Les populations malnutries et souffrant des traumatismes, « il faut les nourrir, s’en occuper, les faire moins stresser, peut-être qu’on arriverait à réduire le taux de contamination », recommande-t-il pour l’efficacité de tout traitement.
Adhésion sociale et discipline
Pour sa part, Modeste Bwanakawa, le maire par intérim de la ville de Beni dans le Nord-Kivu, confie son optimisme en disant qu’il compte sur l’adhésion sociale et sur la discipline des populations.
« Les gens se sont déjà habitués à se laver les mains, à se diriger vers les centres de soins quand ils vont mal, à ne pas toucher les corps… », dit-il.
42 jours sans nouveau cas
Il se sert alors du tableau actuel de la riposte contre le coronavirus pour conforter ses espoirs. « Tous les six cas de Covid-19 enregistrés à Beni n’ont laissé aucun cas contact. C’est un bon comportement que la population a affiché… », se réjouit Modeste Bwanakawa.

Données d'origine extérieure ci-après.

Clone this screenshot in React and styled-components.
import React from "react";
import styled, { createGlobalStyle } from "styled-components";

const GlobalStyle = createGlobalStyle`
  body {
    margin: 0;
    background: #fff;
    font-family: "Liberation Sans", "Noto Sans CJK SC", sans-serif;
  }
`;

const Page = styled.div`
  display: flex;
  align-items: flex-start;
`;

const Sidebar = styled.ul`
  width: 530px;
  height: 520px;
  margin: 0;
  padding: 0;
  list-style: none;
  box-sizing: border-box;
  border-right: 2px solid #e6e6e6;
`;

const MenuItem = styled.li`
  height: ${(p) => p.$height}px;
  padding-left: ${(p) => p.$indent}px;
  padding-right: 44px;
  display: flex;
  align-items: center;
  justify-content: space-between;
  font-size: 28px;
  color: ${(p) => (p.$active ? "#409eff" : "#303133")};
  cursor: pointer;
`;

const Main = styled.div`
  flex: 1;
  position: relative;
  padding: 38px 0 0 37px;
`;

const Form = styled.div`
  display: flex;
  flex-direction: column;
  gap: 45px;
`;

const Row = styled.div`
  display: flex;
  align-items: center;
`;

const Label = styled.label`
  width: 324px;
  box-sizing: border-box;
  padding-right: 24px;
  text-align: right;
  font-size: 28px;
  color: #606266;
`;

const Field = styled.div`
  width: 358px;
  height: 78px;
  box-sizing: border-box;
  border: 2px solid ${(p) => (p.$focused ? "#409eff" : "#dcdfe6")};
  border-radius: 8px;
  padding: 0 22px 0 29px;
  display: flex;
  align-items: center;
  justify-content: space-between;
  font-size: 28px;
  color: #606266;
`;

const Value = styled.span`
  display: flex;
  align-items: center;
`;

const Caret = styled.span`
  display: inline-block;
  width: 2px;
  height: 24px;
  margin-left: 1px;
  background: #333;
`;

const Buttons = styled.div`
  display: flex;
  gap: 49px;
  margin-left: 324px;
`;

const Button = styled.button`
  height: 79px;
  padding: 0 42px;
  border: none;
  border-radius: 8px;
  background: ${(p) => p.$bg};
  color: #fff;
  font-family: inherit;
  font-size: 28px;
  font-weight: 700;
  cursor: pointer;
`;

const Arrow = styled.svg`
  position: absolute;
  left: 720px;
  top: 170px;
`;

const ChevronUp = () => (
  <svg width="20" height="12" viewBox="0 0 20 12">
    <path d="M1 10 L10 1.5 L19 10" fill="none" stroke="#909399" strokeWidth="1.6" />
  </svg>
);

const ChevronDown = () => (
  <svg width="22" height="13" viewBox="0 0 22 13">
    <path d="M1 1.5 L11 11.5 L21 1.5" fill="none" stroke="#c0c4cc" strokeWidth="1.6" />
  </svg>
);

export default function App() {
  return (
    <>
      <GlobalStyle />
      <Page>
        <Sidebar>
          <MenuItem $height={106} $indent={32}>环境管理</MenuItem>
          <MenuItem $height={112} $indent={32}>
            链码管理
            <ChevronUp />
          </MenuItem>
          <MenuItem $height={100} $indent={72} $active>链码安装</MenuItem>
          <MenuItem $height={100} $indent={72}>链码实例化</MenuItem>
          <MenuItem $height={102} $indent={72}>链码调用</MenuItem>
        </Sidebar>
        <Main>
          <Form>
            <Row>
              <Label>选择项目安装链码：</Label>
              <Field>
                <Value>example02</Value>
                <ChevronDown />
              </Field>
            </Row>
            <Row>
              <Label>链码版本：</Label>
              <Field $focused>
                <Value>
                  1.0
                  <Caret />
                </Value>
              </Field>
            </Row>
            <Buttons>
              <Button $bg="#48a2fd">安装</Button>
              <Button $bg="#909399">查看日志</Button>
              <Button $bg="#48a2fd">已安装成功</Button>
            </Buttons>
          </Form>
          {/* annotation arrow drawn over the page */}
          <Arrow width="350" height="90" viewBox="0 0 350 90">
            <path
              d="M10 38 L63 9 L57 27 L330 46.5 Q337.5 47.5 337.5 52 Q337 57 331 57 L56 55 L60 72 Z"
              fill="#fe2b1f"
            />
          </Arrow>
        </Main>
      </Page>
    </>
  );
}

Le 24 juin pourrait être un repère historique pour les populations de Béni et Ituri dans le combat contre Ebola ; notamment si, à cette date, l’épidémie en cours est déclarée vaincue après les 42 jours conventionnels sans nouveau cas enregistré. La région retient son souffle, car, le précédent compte à rebours avait avorté le 10 avril, à 3 jours du but.
Patrick Abega & Fiona Broom
Cet article a d’abord été publié par SciDev.Net.